## Given instruction
Leave the pictures out and retype the lines from the beginning through the line with "string; art: React.ReactNode;", both ends included.

<<<<

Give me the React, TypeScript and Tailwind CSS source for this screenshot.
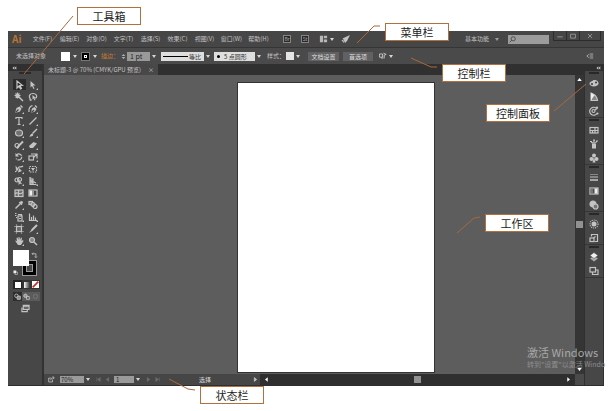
import React from "react";
import clsx from "clsx";

const menus = ["文件(F)", "编辑(E)", "对象(O)", "文字(T)", "选择(S)", "效果(C)", "视图(V)", "窗口(W)", "帮助(H)"];

function Icon({ children, className }: { children: React.ReactNode; className?: string }) {
  return (
    <svg viewBox="0 0 20 20" className={clsx("shrink-0", className ?? "size-[10px]")} fill="none" stroke="currentColor" strokeWidth={2.4} aria-hidden="true">
      {children}
    </svg>
  );
}

function Caret({ label, className }: { label: string; className?: string }) {
  return (
    <button type="button" aria-label={label} className={clsx("flex h-[9px] w-[7px] shrink-0 items-center justify-center", className)}>
      <svg viewBox="0 0 4 3" className="h-[3px] w-[4px]" fill="#d6d6d6">
        <path d="M0 0h4L2 3z" />
      </svg>
    </button>
  );
}

type Tool = { name: string; art: React.ReactNode; more?: boolean };

const tools: Tool[] = [
  { name: "选择工具", art: <path d="M6 2v14l4-4 3 6 2-1-3-6h5z" /> },
  { name: "直接选择工具", more: true, art: <path d="M5 2v13l3-3 3 6 2-1-3-6h5z" fill="currentColor" stroke="none" /> },
  { name: "魔棒工具", art: <><path d="M9 9l9 9" strokeWidth={3} /><path d="M7 1v12M1 7h12M3 3l8 8M11 3l-8 8" /></> },
  { name: "套索工具", art: <><path d="M5 14C0 8 4 3 10 3s10 5 5 10M5 14c-3 2 1 4 2 1" /><path d="M9 6v9l2-2 2 4 2-1-2-4h3z" fill="currentColor" stroke="none" /></> },
  { name: "钢笔工具", more: true, art: <><path d="M2 18l3-10 6-3 4 4-3 6z" fill="currentColor" stroke="none" /><path d="M13 3l4 4" strokeWidth={3} /><path d="M3 17l6-6" stroke="#474747" /></> },
  { name: "曲率工具", more: true, art: <><path d="M6 18l2-9 5-3 4 4-3 5z" fill="currentColor" stroke="none" /><path d="M14 3l4 4M2 16C1 9 3 5 9 3" /><path d="M7 17l5-5" stroke="#474747" /></> },
  { name: "文字工具", more: true, art: <path d="M4 6V3h12v3M10 3v14M7 17h6" /> },
  { name: "直线段工具", more: true, art: <path d="M3 17L17 3" /> },
  { name: "椭圆工具", more: true, art: <ellipse cx="10" cy="10" rx="7" ry="6" fill="#707070" /> },
  { name: "画笔工具", more: true, art: <><path d="M18 2L9 11" strokeWidth={3} /><path d="M2 17c3 0 2-6 7-6 4 4-1 7-7 6z" fill="currentColor" stroke="none" /></> },
  { name: "铅笔工具", more: true, art: <><circle cx="6" cy="11" r="4" /><path d="M18 3L9 12l-3 5" strokeWidth={4} /></> },
  { name: "橡皮擦工具", more: true, art: <path d="M2 12l9-8 7 3-8 9H4z" fill="currentColor" stroke="none" /> },
  { name: "旋转工具", more: true, art: <><path d="M5 6c6-5 12 0 10 6-2 5-8 5-11 1" strokeDasharray="12 2" /><path d="M3 2v7h7z" fill="currentColor" stroke="none" /></> },
  { name: "比例缩放工具", more: true, art: <><rect x="2" y="8" width="9" height="8" /><path d="M6 4h12v9M11 11l6-6" /></> },
  { name: "宽度工具", more: true, art: <><path d="M2 15c6 1 5-8 8-9 2-1 5 1 8-2" /><path d="M3 3l5 6-4 4zM10 8l6 6-8 3z" fill="currentColor" stroke="none" /></> },
  { name: "自由变换工具", art: <><rect x="3" y="5" width="14" height="11" strokeDasharray="3 2" /><path d="M6 8h8l-4 6z" fill="currentColor" stroke="none" /></> },
  { name: "形状生成器工具", more: true, art: <><circle cx="6" cy="8" r="4" /><circle cx="11" cy="7" r="4" /><path d="M9 7v11l3-3 5 2z" fill="currentColor" stroke="none" /></> },
  { name: "透视网格工具", more: true, art: <><path d="M4 2l6 3v12H4z" fill="#999" stroke="none" /><path d="M4 2v15h13M10 5v12M4 8l12 6M4 12h10" /></> },
  { name: "网格工具", art: <><rect x="2" y="4" width="16" height="13" fill="#666" /><path d="M2 12c6-8 9 6 16-4M8 4c5 4-3 8 2 13" /></> },
  { name: "渐变工具", art: <><rect x="2" y="4" width="16" height="12" /><path d="M3 5h5v10H3z" fill="#eee" stroke="none" /><path d="M8 5h4v10H8z" fill="#999" stroke="none" /></> },
  { name: "吸管工具", more: true, art: <><path d="M3 17l9-9" strokeWidth={3} /><path d="M11 4l5 5M13 7l4-4" strokeWidth={4} /></> },
  { name: "混合工具", art: <><rect x="2" y="3" width="7" height="6" fill="#777" /><circle cx="10" cy="9" r="4" fill="#888" /><circle cx="14" cy="13" r="4" /></> },
  { name: "符号喷枪工具", more: true, art: <><rect x="8" y="8" width="8" height="10" /><path d="M8 5h7v3M2 3h3M2 7h3M4 11h2M10 13h4" /></> },
  { name: "柱形图工具", more: true, art: <path d="M3 3v14h15M7 10v7M11 7v10M15 11v6" /> },
  { name: "画板工具", art: <><rect x="5" y="5" width="10" height="10" fill="#686868" /><path d="M5 1v2M15 1v2M5 17v2M15 17v2M1 5h2M1 15h2M17 5h2M17 15h2" /></> },
  { name: "切片工具", more: true, art: <><path d="M18 2L8 12" strokeWidth={4} /><path d="M8 10l2 3-8 5z" fill="currentColor" stroke="none" /></> },
  { name: "抓手工具", more: true, art: <path d="M2 9l4 1-1-6 2-1 2 5V2h2l1 6 2-5 2 1-1 6 3-2 1 2-5 8H8z" fill="currentColor" stroke="none" /> },
  { name: "缩放工具", art: <><circle cx="8" cy="8" r="5" fill="#888" /><path d="M12 12l6 6" strokeWidth={3} /></> },
];

const panels: Tool[][] = [
  [
    { name: "颜色", art: <><path d="M1 12c0-5 4-4 8-8 6-1 11 3 10 8-2 6-16 7-18 0z" fill="currentColor" stroke="none" /><circle cx="6" cy="12" r="1" stroke="#444" /><circle cx="14" cy="9" r="1" stroke="#444" /></> },
    { name: "颜色参考", art: <><path d="M4 2v15h13C16 10 11 4 4 2z" fill="#888" /><path d="M4 2v15L11 6z" fill="#eee" stroke="none" /></> },
    { name: "颜色主题", art: <><path d="M14 4a8 8 0 1 0 2 11" /><circle cx="9" cy="10" r="3" /><circle cx="16" cy="3" r="1" /><circle cx="17" cy="15" r="1" /><path d="M12 8l5-4" /></> },
  ],
  [
    { name: "色板", art: <><rect x="2" y="5" width="16" height="11" /><path d="M2 11h16M7 11v5M12 5v11" /></> },
    { name: "画笔", art: <><path d="M6 10h8v9H6z" fill="currentColor" stroke="none" /><path d="M10 10V3M8 9L4 5M12 9l4-5M2 5h4M8 2h4M14 4h4" /></> },
    { name: "符号", art: <><circle cx="10" cy="5" r="4" fill="currentColor" stroke="none" /><circle cx="5" cy="12" r="4" fill="currentColor" stroke="none" /><circle cx="15" cy="12" r="4" fill="currentColor" stroke="none" /><path d="M10 8l3 11H7z" fill="currentColor" stroke="none" /></> },
  ],
  [
    { name: "描边", art: <><path d="M2 5h16" strokeWidth={1} /><path d="M2 10h16" strokeWidth={2} /><path d="M2 16h16" strokeWidth={3} /></> },
    { name: "渐变", art: <><rect x="2" y="4" width="16" height="12" /><path d="M3 5h5v10H3z" fill="#777" stroke="none" /><path d="M11 5h6v10h-6z" fill="#eee" stroke="none" /></> },
    { name: "透明度", art: <><circle cx="8" cy="8" r="6" fill="currentColor" /><circle cx="13" cy="13" r="5" fill="#777" /></> },
  ],
  [
    { name: "外观", art: <><circle cx="10" cy="10" r="8" strokeDasharray="2 2" /><circle cx="10" cy="10" r="5" fill="currentColor" stroke="none" /></> },
    { name: "图形样式", art: <><path d="M5 7V3h12v14h-6" /><rect x="2" y="10" width="8" height="7" /><path d="M13 7l-4 3" /></> },
  ],
  [
    { name: "图层", art: <><path d="M10 8l8 5-8 6-8-6z" fill="#aaa" stroke="none" /><path d="M10 1l8 6-8 6-8-6z" fill="#f0f0f0" stroke="#444" strokeWidth={1} /></> },
    { name: "画板", art: <><rect x="2" y="3" width="11" height="9" /><path d="M7 12v5h11V8h-5" /></> },
  ],
];

const callouts = [
  { text: "工具箱", place: "left-[77px] top-[7px]" },
  { text: "菜单栏", place: "left-[385px] top-[23px]" },
  { text: "控制栏", place: "left-[442px] top-[64px]" },
  { text: "控制面板", place: "left-[486px] top-[104px]" },
  { text: "工作区", place: "left-[485px] top-[214px]" },
  { text: "状态栏", place: "left-[200px] top-[386px]" },
];

function MenuBar() {
  return (
    <header className="flex h-4 items-center bg-[#464646]">
      <span className="w-[21px] pl-1 text-[10px] leading-4 font-bold text-[#b87333]">Ai</span>
      <nav className="flex" aria-label="菜单栏">
        {menus.map((m) => (
          <button key={m} type="button" className="w-[27px] text-center whitespace-nowrap">{m}</button>
        ))}
      </nav>
      <div className="ml-[11px] flex items-center gap-[10px]">
        <button type="button" className="size-2 border border-[#858585] bg-[#292929] text-[5px] leading-[6px] text-[#aaa]">Br</button>
        <button type="button" className="size-2 border border-[#858585] bg-[#292929] text-[5px] leading-[6px] text-[#aaa]">St</button>
        <div className="flex items-center">
          <button type="button" aria-label="排列文档">
            <Icon className="h-2 w-[9px]"><path d="M1 2h8v16H1zM11 2h8v6h-8zM11 11h8v7h-8z" fill="#b8b8b8" stroke="none" /></Icon>
          </button>
          <Caret label="排列文档选项" />
        </div>
        <button type="button" aria-label="GPU 性能" className="-ml-1">
          <Icon><path d="M18 2L3 9l4 3 1 6 4-4z" fill="#c4c4c4" stroke="none" /><path d="M2 12l4 5M5 11l4 5" /></Icon>
        </button>
      </div>
      <div className="ml-auto flex h-full items-center pr-[3px]">
        <button type="button">基本功能</button>
        <Caret label="工作区选项" className="ml-1 opacity-60" />
        <label className="mr-1 ml-2 flex h-[9px] w-[41px] items-center bg-[#9c9c9c]">
          <Icon className="ml-px size-[7px] text-[#444]"><circle cx="12" cy="8" r="6" /><path d="M8 12l-6 6" /></Icon>
          <input aria-label="搜索" className="w-[30px] text-[6px] outline-none" />
        </label>
        <div className="flex self-start border border-t-0 border-[#2c2c2c] text-[#999]">
          <button type="button" aria-label="最小化" className="flex h-[9px] w-[13px] items-center justify-center border-r border-[#2c2c2c]"><Icon className="size-[6px]"><path d="M1 13h18" strokeWidth={3} /></Icon></button>
          <button type="button" aria-label="最大化" className="flex h-[9px] w-[13px] items-center justify-center border-r border-[#2c2c2c]"><Icon className="size-[6px]"><path d="M2 4h16v13H2z" strokeWidth={3} /></Icon></button>
          <button type="button" aria-label="关闭" className="flex h-[9px] w-[20px] items-center justify-center"><Icon className="size-[6px]"><path d="M3 3l14 14M17 3L3 17" strokeWidth={3} /></Icon></button>
        </div>
      </div>
    </header>
  );
}

function ControlBar() {
  return (
    <div className="flex h-[17px] items-center border-t border-[#353535] bg-[#4a4a4a] pl-2">
      <span className="w-[45px]">未选择对象</span>
      <button type="button" aria-label="填色" className="size-[9px] bg-white" />
      <Caret label="填色选项" className="ml-px" />
      <button type="button" aria-label="描边颜色" className="ml-[3px] flex size-[9px] items-center justify-center border border-[#777] bg-black">
        <span className="size-[3px] border border-white" />
      </button>
      <Caret label="描边颜色选项" className="ml-px" />
      <label htmlFor="stroke" className="ml-[3px] w-[20px] text-[#c47a34]">描边：</label>
      <Icon className="h-[9px] w-[5px] text-[#ccc]"><path d="M2 7l8-6 8 6zM2 13l8 6 8-6z" fill="currentColor" stroke="none" /></Icon>
      <input id="stroke" defaultValue="1 pt" className="ml-px h-[9px] w-[23px] bg-[#999] pl-[3px] text-[7px] text-[#222] outline-none" />
      <Caret label="描边粗细" />
      <div className="ml-[4px] flex h-[9px] w-[43px] items-center bg-[#dedede] pl-[2px]">
        <span className="h-px w-[25px] bg-black" />
        <select aria-label="变量宽度配置文件" className="h-[9px] w-[15px] appearance-none pl-px text-[6px] leading-[9px] text-[#333] outline-none"><option>等比</option></select>
      </div>
      <Caret label="宽度配置文件列表" />
      <div className="ml-[3px] flex h-[9px] w-[41px] items-center gap-[4px] bg-[#dedede] pl-[3px]">
        <span className="size-[3px] rounded-full bg-black" />
        <select aria-label="画笔定义" className="h-[9px] w-[30px] appearance-none text-[6px] leading-[9px] text-[#333] outline-none"><option>5 点圆形</option></select>
      </div>
      <Caret label="画笔列表" />
      <span className="ml-[5px] w-[19px] whitespace-nowrap">样式：</span>
      <button type="button" aria-label="图形样式" className="size-[8px] bg-[#e4e4e4]" />
      <Caret label="图形样式列表" />
      <button type="button" className="ml-[7px] h-[9px] w-[31px] bg-[#616161] text-center leading-[9px] text-[#ddd]">文档设置</button>
      <button type="button" className="ml-[4px] h-[9px] w-[30px] bg-[#616161] text-center leading-[9px] text-[#ddd]">首选项</button>
      <button type="button" aria-label="选择类似的对象" className="ml-[6px]"><Icon className="size-[8px]"><path d="M1 5h8v8H1zM11 3l7 3-5 2v8M5 15h6" /></Icon></button>
      <Caret label="类似对象选项" />
      <button type="button" aria-label="控制栏菜单" className="mr-[10px] ml-auto"><Icon className="size-[8px] text-[#aaa]"><path d="M7 6l-5 4 5 4M9 5h9M9 10h9M9 15h9" /></Icon></button>
    </div>
  );
}

function ToolBox() {
  return (
    <aside className="w-9 shrink-0 border-r-2 border-[#323232] bg-[#474747]" aria-label="工具箱">
      <div className="flex h-[7px] items-center bg-[#303030] pl-1">
        <Icon className="h-[4px] w-[5px]"><path d="M9 1v18L0 10zM19 1v18l-9-9z" fill="currentColor" stroke="none" /></Icon>
      </div>
      <div className="mx-auto mt-px mb-[5px] h-[2px] w-[12px] bg-[#2b2b2b]" />
      <div className="grid grid-cols-2 gap-x-px gap-y-px pr-[3px] pl-[5px]">
        {tools.map((t, i) => (
          <button key={t.name} type="button" aria-label={t.name} className={clsx("flex h-[11px] items-center justify-center", i === 0 && "bg-[#2b2b2b]", i >= 20 && "pt-px")}>
            <Icon>
              {t.art}
              {t.more && <path d="M20 16v4h-4z" fill="currentColor" stroke="none" />}
            </Icon>
          </button>
        ))}
      </div>
      <div className="mt-[4px] grid h-[26px] grid-cols-[5px_9px_7px_8px] grid-rows-[10px_6px_10px]">
        <button type="button" aria-label="描边" className="col-span-2 col-start-3 row-span-2 row-start-2 border border-[#999] bg-black p-[3px]">
          <span className="block h-full w-full border border-[#999] bg-[#474747]" />
        </button>
        <button type="button" aria-label="填色" className="z-10 col-span-2 col-start-2 row-span-2 row-start-1 bg-white" />
        <button type="button" aria-label="互换填色和描边" className="col-start-4 row-start-1 pl-[2px]"><Icon className="size-[7px]"><path d="M3 5h11v11M6 2L3 5l3 3M11 13l3 3 3-3" /></Icon></button>
        <button type="button" aria-label="默认填色和描边" className="col-start-2 row-start-3 pt-[3px]"><Icon className="size-[5px]"><path d="M8 8h10v10H8z" /><path d="M2 2h11v11H2z" fill="#eee" stroke="none" /></Icon></button>
      </div>
      <div className="mt-[4px] ml-[5px] grid w-[27px] grid-cols-3 bg-[#333]">
        <button type="button" aria-label="颜色" className="flex h-[9px] items-center justify-center bg-[#222]"><span className="size-[6px] bg-white" /></button>
        <button type="button" aria-label="渐变" className="flex h-[9px] items-center justify-center"><span className="size-[6px] bg-linear-to-r from-white to-[#333]" /></button>
        <button type="button" aria-label="无" className="flex h-[9px] items-center justify-center"><Icon className="size-[7px]"><path d="M0 0h20v20H0z" fill="#fff" stroke="none" /><path d="M2 18L18 2" stroke="#c2322b" strokeWidth={5} /></Icon></button>
      </div>
      <div className="mt-[3px] ml-[5px] grid w-[27px] grid-cols-3 bg-[#5b5b5b]">
        <button type="button" aria-label="正常绘图" className="flex h-[9px] items-center justify-center bg-[#2e2e2e]"><Icon className="size-[7px]"><circle cx="7" cy="8" r="5" /><path d="M9 9h9v9H9z" fill="#888" /></Icon></button>
        <button type="button" aria-label="背面绘图" className="flex h-[9px] items-center justify-center"><Icon className="size-[7px]"><circle cx="7" cy="8" r="5" fill="#999" /><path d="M10 10h8v8h-8z" /></Icon></button>
        <button type="button" aria-label="内部绘图" className="flex h-[9px] items-center justify-center opacity-30"><Icon className="size-[7px]"><circle cx="10" cy="10" r="6" /></Icon></button>
      </div>
      <button type="button" aria-label="更改屏幕模式" className="mt-[3px] ml-[12px] block"><Icon className="h-[9px] w-[11px]"><path d="M5 3h13v9H5zM2 8v9h12v-5M5 6h13" /></Icon></button>
    </aside>
  );
}

function StatusBar() {
  return (
    <footer className="flex h-[11px] bg-[#2f2f2f]">
      <div className="flex w-[216px] shrink-0 items-center bg-[#464646] pl-[4px]">
        <button type="button" aria-label="共享"><Icon className="size-[7px]"><path d="M13 11v6H2V6h6M8 12c0-6 4-7 8-7M13 1l5 4-5 4" /></Icon></button>
        <input aria-label="缩放比例" defaultValue="70%" className="ml-[5px] h-[7px] w-[24px] bg-[#9a9a9a] pl-px text-[6px] leading-[7px] text-[#222] outline-none" />
        <Caret label="缩放列表" />
        <button type="button" aria-label="首项" className="ml-[5px] opacity-30"><Icon className="size-[5px]"><path d="M3 2v16M17 2v16L6 10z" fill="currentColor" /></Icon></button>
        <button type="button" aria-label="上一项" className="ml-[4px] opacity-30"><Icon className="size-[5px]"><path d="M15 2v16L5 10z" fill="currentColor" /></Icon></button>
        <input aria-label="画板导航" defaultValue="1" className="ml-[4px] h-[7px] w-[20px] bg-[#9a9a9a] pl-[2px] text-[6px] leading-[7px] text-[#222] outline-none" />
        <Caret label="画板列表" />
        <button type="button" aria-label="下一项" className="ml-[5px] opacity-30"><Icon className="size-[5px]"><path d="M5 2v16l10-8z" fill="currentColor" /></Icon></button>
        <button type="button" aria-label="末项" className="ml-[4px] opacity-30"><Icon className="size-[5px]"><path d="M17 2v16M3 2v16l11-8z" fill="currentColor" /></Icon></button>
        <span className="ml-auto text-[#ddd]">选择</span>
        <button type="button" aria-label="状态栏选项" className="mr-[2px] ml-[42px]"><Icon className="size-[5px]"><path d="M5 2v16l10-8z" fill="currentColor" /></Icon></button>
      </div>
      <div className="flex flex-1 items-center justify-between px-[4px]">
        <Icon className="size-[5px] text-white"><path d="M15 1v18L4 10z" fill="currentColor" stroke="none" /></Icon>
        <span className="size-[7px] bg-[#919191]" />
        <Icon className="size-[5px] text-white"><path d="M5 1v18l11-9z" fill="currentColor" stroke="none" /></Icon>
      </div>
      <div className="w-[9px] bg-[#4a4a4a]" />
    </footer>
  );
}

function PanelDock() {
  return (
    <aside className="w-[20px] shrink-0 border-x border-[#303030] bg-[#474747]" aria-label="控制面板">
      <div className="flex h-[7px] items-center justify-end bg-[#303030] pr-[2px]">
        <Icon className="h-[4px] w-[5px]"><path d="M9 1v18L0 10zM19 1v18l-9-9z" fill="currentColor" stroke="none" /></Icon>
      </div>
      {panels.map((group, i) => (
        <div key={i} className="flex flex-col items-center gap-[4px] border-b border-[#363636] pb-px">
          <span className="mt-px h-[2px] w-[10px] bg-[#282828]" />
          {group.map((p) => (
            <button key={p.name} type="button" aria-label={p.name}><Icon>{p.art}</Icon></button>
          ))}
        </div>
      ))}
    </aside>
  );
}

export default function App() {
  return (
    <main className="relative min-h-screen overflow-hidden bg-white pt-[31px] pr-[5px] pb-[26px] pl-2 font-['Noto_Sans_CJK_SC','Liberation_Sans',sans-serif] text-[6px] leading-[8px] text-[#c4c4c4] [&_button]:shrink-0 [&_svg]:block">
      <div className="border-b border-[#2e2e2e] bg-[#474747]">
        <MenuBar />
        <ControlBar />
        <div className="flex">
          <ToolBox />
          <div className="flex min-w-0 flex-1 flex-col">
            <div className="flex h-[11px] bg-[#303030]">
              <div className="flex w-[114px] items-center justify-between bg-[#484848] px-[4px] whitespace-nowrap">
                <span>未标题-3 @ 70% (CMYK/GPU 预览)</span>
                <button type="button" aria-label="关闭文档">×</button>
              </div>
            </div>
            <div className="flex flex-1">
              <div className="flex flex-1 justify-center bg-[#5d5d5d] pt-[8px] pb-[2px] pl-[52px]">
                <div className="h-[289px] w-[196px] bg-white outline outline-[#333]" />
              </div>
              <div className="flex w-[9px] flex-col items-center justify-between bg-[#353535] py-[2px]">
                <Icon className="size-[5px] text-white"><path d="M1 16h18L10 4z" fill="currentColor" stroke="none" /></Icon>
                <span className="size-[7px] bg-[#919191]" />
                <Icon className="size-[5px] text-white"><path d="M1 4h18l-9 12z" fill="currentColor" stroke="none" /></Icon>
              </div>
            </div>
            <StatusBar />
          </div>
          <PanelDock />
        </div>
      </div>

      {/* Activation notice floats over the canvas */}
      <div className="absolute top-[345px] left-[527px] whitespace-nowrap text-[#a8a8a8]">
        <p className="text-[11px] leading-[14px]">激活 Windows</p>
        <p className="text-[7px] leading-[10px] text-[#8e8e8e]">转到"设置"以激活 Windo</p>
      </div>

      {/* Leader lines and labels */}
      <svg className="pointer-events-none absolute top-0 left-0 h-[411px] w-[609px]" viewBox="0 0 609 411" fill="none" stroke="#a9683f" aria-hidden="true">
        <path d="M73 16L24 74" />
        <path d="M380 26h-6L357 43" />
        <path d="M437 67h-6L411 58" />
        <path d="M554 111L586 84" />
        <path d="M480 217l-6 1-17 15" />
        <path d="M195 390l-7-1-19-10" />
      </svg>
      {callouts.map((c) => (
        <div key={c.text} className={clsx("absolute flex h-[18px] w-[64px] items-center justify-center border border-[#b0713f] bg-white text-[11px] leading-4 text-[#222]", c.place)}>
          {c.text}
        </div>
      ))}
    </main>
  );
}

>>>>

## Solved exercise
Give me the React, TypeScript and Tailwind CSS source for this screenshot.
import React from "react";
import clsx from "clsx";

const menus = ["文件(F)", "编辑(E)", "对象(O)", "文字(T)", "选择(S)", "效果(C)", "视图(V)", "窗口(W)", "帮助(H)"];

function Icon({ children, className }: { children: React.ReactNode; className?: string }) {
  return (
    <svg viewBox="0 0 20 20" className={clsx("shrink-0", className ?? "size-[10px]")} fill="none" stroke="currentColor" strokeWidth={2.4} aria-hidden="true">
      {children}
    </svg>
  );
}

function Caret({ label, className }: { label: string; className?: string }) {
  return (
    <button type="button" aria-label={label} className={clsx("flex h-[9px] w-[7px] shrink-0 items-center justify-center", className)}>
      <svg viewBox="0 0 4 3" className="h-[3px] w-[4px]" fill="#d6d6d6">
        <path d="M0 0h4L2 3z" />
      </svg>
    </button>
  );
}

type Tool = { name: string; art: React.ReactNode; more?: boolean };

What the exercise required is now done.